Nuro was founded by two former execs in Google’s self-driving-car unit. It currently has limited partnerships with Domino’s and Krogers to deliver in the Houston area. It also has approval from the California DMV to operate driverless delivery services in some Bay Area neighborhoods. Some competitors use much smaller robots that go slower but travel on sidewalks.

There’s good reason to be skeptical these airbags are little more than safety theater. The post provides no information whatsoever on how the airbag works, a critical bit of information considering the difficulty in engineering effective external airbags. 

Internal airbags save lives because they soften the so-called “second impact” when the car occupants smash against the steering wheel, dashboard, or windshield. To prevent this second impact, airbags inflate after sensors on the car detect a crash. In about 30 milliseconds or less, the airbags inflate and provide a cushion between the driver and the car’s hard internal surfaces. Airbags work because they have time to inflate between the first and second impact. 

But in order to have any effectiveness whatsoever, external airbags would have to inflate prior to the first impact. In other words, the bot has to predict the future. And if it can do that, perhaps it would be better to avoid hitting the person entirely. 

Many cars have crash detection technology nowadays that automatically provide a warning or apply the brakes when the car thinks it is about to crash into something. And this can, indeed, be life-saving technology. But as anyone who has ever used a car with this feature knows, it can also produce many false positives and false negatives. “Phantom braking” has become a phenomenon in modern cars due to this flawed technology. 

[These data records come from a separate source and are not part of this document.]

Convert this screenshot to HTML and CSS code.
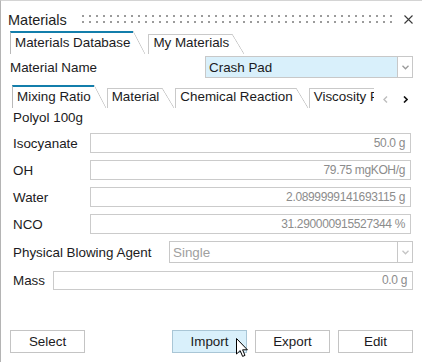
FILE: index.html
```html
<!DOCTYPE html>
<html>
<head>
<meta charset="utf-8">
<link rel="stylesheet" href="styles.css">
</head>
<body>
<div class="panel">
  <div class="header">
    <span class="title">Materials</span>
    <span class="grip"></span>
    <svg class="close" width="9" height="9" viewBox="0 0 9 9"><path d="M0.5 0.5L8.5 8.5M8.5 0.5L0.5 8.5" stroke="#3a3a3a" stroke-width="1.1" fill="none"/></svg>
  </div>

  <div class="tabs tabs-top">
    <div class="tab active">Materials Database</div>
    <div class="tab">My Materials</div>
  </div>

  <div class="name-row">
    <span class="name-label">Material Name</span>
    <div class="combo combo-blue">
      <span class="combo-text">Crash Pad</span>
      <span class="combo-btn"><svg width="7" height="5" viewBox="0 0 7 5"><path d="M0.5 0.8L3.5 3.8L6.5 0.8" stroke="#9a9a9a" stroke-width="1.3" fill="none"/></svg></span>
    </div>
  </div>

  <div class="subtabs">
    <div class="strip">
      <div class="tab active">Mixing Ratio</div>
      <div class="tab">Material</div>
      <div class="tab">Chemical Reaction</div>
      <div class="tab">Viscosity Profile</div>
    </div>
    <div class="scrollers">
      <svg width="5" height="7" viewBox="0 0 5 7"><path d="M4 0.5L1 3.5L4 6.5" stroke="#bdbdbd" stroke-width="1.4" fill="none"/></svg>
      <svg width="5" height="7" viewBox="0 0 5 7"><path d="M1 0.5L4 3.5L1 6.5" stroke="#111" stroke-width="1.6" fill="none"/></svg>
    </div>
  </div>

  <div class="polyol">Polyol 100g</div>

  <div class="grid-rows">
    <span class="lbl">Isocyanate</span><div class="field">50.0 g</div>
    <span class="lbl">OH</span><div class="field">79.75 mgKOH/g</div>
    <span class="lbl">Water</span><div class="field">2.0899999141693115 g</div>
    <span class="lbl">NCO</span><div class="field">31.290000915527344 %</div>
  </div>

  <div class="row row-pba">
    <span class="lbl lbl-pba">Physical Blowing Agent</span>
    <div class="combo combo-white">
      <span class="combo-text placeholder">Single</span>
      <span class="combo-btn"><svg width="7" height="5" viewBox="0 0 7 5"><path d="M0.5 0.8L3.5 3.8L6.5 0.8" stroke="#c4c4c4" stroke-width="1.3" fill="none"/></svg></span>
    </div>
  </div>

  <div class="row row-mass">
    <span class="lbl lbl-mass">Mass</span>
    <div class="field">0.0 g</div>
  </div>

  <div class="buttons">
    <button class="btn">Select</button>
    <span class="spacer"></span>
    <button class="btn btn-hover">Import
      <svg class="cursor" width="13" height="20" viewBox="0 0 13 20"><path d="M0.5 0.5L0.5 16L4.2 12.6L6.6 18.4L9 17.4L6.6 11.8L11.4 11.8Z" fill="#fff" stroke="#000" stroke-width="1" stroke-linejoin="miter"/></svg>
    </button>
    <button class="btn">Export</button>
    <button class="btn">Edit</button>
  </div>
</div>
</body>
</html>
```

FILE: styles.css
```css
* { box-sizing: border-box; }
html, body { margin: 0; padding: 0; background: #fff; }
body {
  font-family: "Liberation Sans", Arial, sans-serif;
  font-size: 13.4px;
  color: #1b1b22;
}
.panel {
  width: 422px;
  height: 362px;
  border-top: 1px solid #d4d4d4;
  border-left: 1px solid #b4b4b4;
  padding: 10px 9px 9px 9px;
  display: flex;
  flex-direction: column;
  overflow: hidden;
}
.header {
  display: flex;
  align-items: flex-start;
  height: 18px;
  margin-left: -2px;
}
.title {
  font-size: 14.5px;
  line-height: 18px;
  color: #1e1e1e;
}
.grip {
  flex: 1;
  height: 8px;
  margin: 4px 10px 0 15px;
  background-image: radial-gradient(circle at 1px 1px, #9b9b9b 0.8px, transparent 1.1px);
  background-size: 7px 6px;
}
.close { flex: none; margin-top: 4px; }

.tabs {
  display: flex;
  align-items: flex-end;
  height: 23px;
}
.tabs-top { margin-top: 2px; }
.tab {
  position: relative;
  height: 20px;
  line-height: 16px;
  padding: 0 3px 3px 4px;
  display: flex;
  align-items: flex-end;
  border-top: 1px solid #c9c9c9;
  border-left: 1px solid #c9c9c9;
  margin-right: 15px;
  white-space: nowrap;
  flex: none;
}
.tab::after {
  content: "";
  position: absolute;
  left: 100%;
  top: -1px;
  bottom: 0;
  width: 12px;
  background: linear-gradient(to top right, transparent calc(50% - 0.7px), #c6c6c6 50%, transparent calc(50% + 0.7px));
}
.tab.active {
  height: 23px;
  border-top: 2px solid #137eab;
  border-left-color: #b9b9b9;
}
.tab.active::after { top: -2px; }

.name-row {
  display: flex;
  align-items: center;
  margin-top: 2px;
  height: 22px;
}
.name-label { width: 195px; flex: none; }
.combo {
  flex: 1;
  display: flex;
  height: 100%;
  border: 1px solid #c8c8c8;
}
.combo-blue { background: #d9f0fb; }
.combo-white { background: #fff; }
.combo-text {
  flex: 1;
  padding-left: 3px;
  display: flex;
  align-items: center;
}
.placeholder { color: #a0a0a0; }
.combo-btn {
  width: 15px;
  flex: none;
  background: #fff;
  border-left: 1px solid #c8c8c8;
  display: flex;
  align-items: center;
  justify-content: center;
}

.subtabs {
  display: flex;
  align-items: flex-end;
  height: 23px;
  margin-top: 7px;
  padding-left: 2px;
}
.subtabs .tab { margin-right: 13px; }
.strip {
  display: flex;
  align-items: flex-end;
  width: 362px;
  height: 23px;
  overflow: hidden;
  flex: none;
}
.scrollers {
  flex: 1;
  display: flex;
  align-items: center;
  align-self: center;
  gap: 15px;
  padding-left: 9px;
  margin-top: 6px;
}

.polyol {
  margin-top: 2px;
  padding-left: 3px;
  line-height: 16px;
}

.grid-rows {
  margin-top: 7px;
  display: grid;
  grid-template-columns: 77px 1fr;
  grid-auto-rows: 20px;
  row-gap: 7px;
  padding-left: 3px;
  padding-right: 2px;
  align-items: center;
}
.field {
  height: 20px;
  border: 1px solid #cbcbcb;
  color: #8c8c8c;
  font-size: 12px;
  letter-spacing: -0.35px;
  text-align: right;
  padding-right: 5px;
  line-height: 18px;
  flex: 1;
}
.row {
  display: flex;
  align-items: center;
  padding-left: 3px;
}
.row-pba { margin-top: 7px; height: 22px; }
.row-mass { margin-top: 8px; height: 19px; }
.row-mass .field { height: 19px; line-height: 17px; }
.lbl-pba { width: 156px; flex: none; }
.lbl-mass { width: 40px; flex: none; }

.buttons {
  margin-top: auto;
  display: flex;
  gap: 8px;
  height: 23px;
}
.spacer { flex: 1; }
.btn {
  position: relative;
  width: 75px;
  height: 23px;
  border: 1px solid #c4c4c4;
  background: #fff;
  font-family: inherit;
  font-size: 13.4px;
  color: #1b1b22;
  padding: 0;
}
.btn-hover {
  background: #d9f0fb;
  border-color: #a9c6d6;
}
.cursor {
  position: absolute;
  left: 63px;
  top: 7px;
}
```
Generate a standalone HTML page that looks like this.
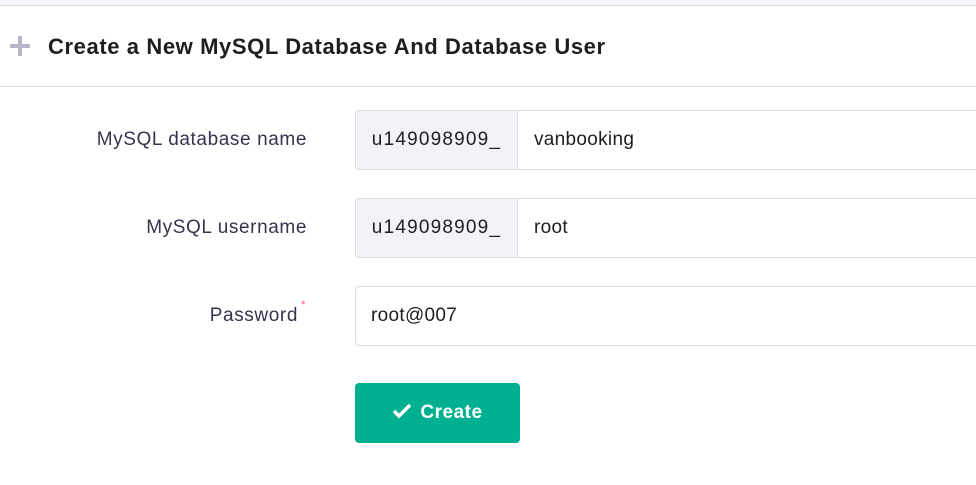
<!DOCTYPE html><html><head><style>
body{margin:0;width:976px;height:485px;overflow:hidden;background:#fff;font-family:"Liberation Sans",sans-serif;color:#2f1c6a;}
.top{height:5px;background:#f4f4fc;border-bottom:1px solid #dadce0;}
.hd{height:80px;border-bottom:1px solid #dadce0;position:relative;}
.hd .p{position:absolute;left:10px;top:38px;width:20px;height:4px;background:#b7b3c8;border-radius:1px}
.hd .p2{position:absolute;left:18px;top:30px;width:4px;height:20px;background:#b7b3c8;border-radius:1px}
.hd h1{position:absolute;left:48px;top:28px;margin:0;font-size:22px;letter-spacing:0.6px;font-weight:bold;color:#1d1e20;}
.lab{position:absolute;right:669px;font-size:19px;letter-spacing:0.6px;color:#36344d;}
.box{position:absolute;left:355px;width:640px;height:58px;border:1px solid #dadce0;border-radius:4px;font-size:19px;letter-spacing:0.3px;color:#1d1e20;}
.pre{position:absolute;left:0;top:0;width:161px;height:58px;background:#f2f3f6;border-right:1px solid #dadce0;line-height:58px;text-align:center;border-radius:4px 0 0 4px;letter-spacing:1.2px}
.val{position:absolute;top:0;line-height:58px}
.btn{position:absolute;left:355px;top:383px;width:165px;height:60px;background:#00b090;border-radius:4px;color:#fff;font-weight:bold;font-size:19px;letter-spacing:0.5px;line-height:60px;text-align:center}
</style></head><body>
<div class="top"></div>
<div class="hd"><div class="p"></div><div class="p2"></div><h1>Create a New MySQL Database And Database User</h1></div>
<div class="lab" style="top:129px">MySQL database name</div>
<div class="box" style="top:110px"><div class="pre">u149098909_</div><div class="val" style="left:178px">vanbooking</div></div>
<div class="lab" style="top:217px">MySQL username</div>
<div class="box" style="top:198px"><div class="pre">u149098909_</div><div class="val" style="left:178px">root</div></div>
<div class="lab" style="top:305px;right:678px">Password<sup style="color:#fc5185;font-size:11px;position:absolute;top:-6px;right:-8px">*</sup></div>
<div class="box" style="top:286px"><div class="val" style="left:15px">root@007</div></div>
<div class="btn"><svg width="20" height="16" viewBox="0 0 20 16" style="vertical-align:-1px;margin-right:8px"><path d="M2 8l5 5L18 2" stroke="#fff" stroke-width="3.5" fill="none"/></svg>Create</div>
</body></html>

While an external airbag that works well in the event the robot crashes into a pedestrian or cyclist is theoretically better than no airbag at all, it also reinforces the expectation that the robots will crash into people and that these crashes are an inevitable part of autonomous vehicle operation, just like crashes are an inevitable part of driving a car. This is perhaps a more honest approach than we’re used to hearing from the AV industry, but it’s also a stark departure from the future it has been selling. Once upon a time, the autonomous vehicle industry was bragging about how their cars would be so safe they were going to eliminate car crashes entirely. Now that they’re resorting to wrapping their cars in pillows, that seems like an awful long time ago.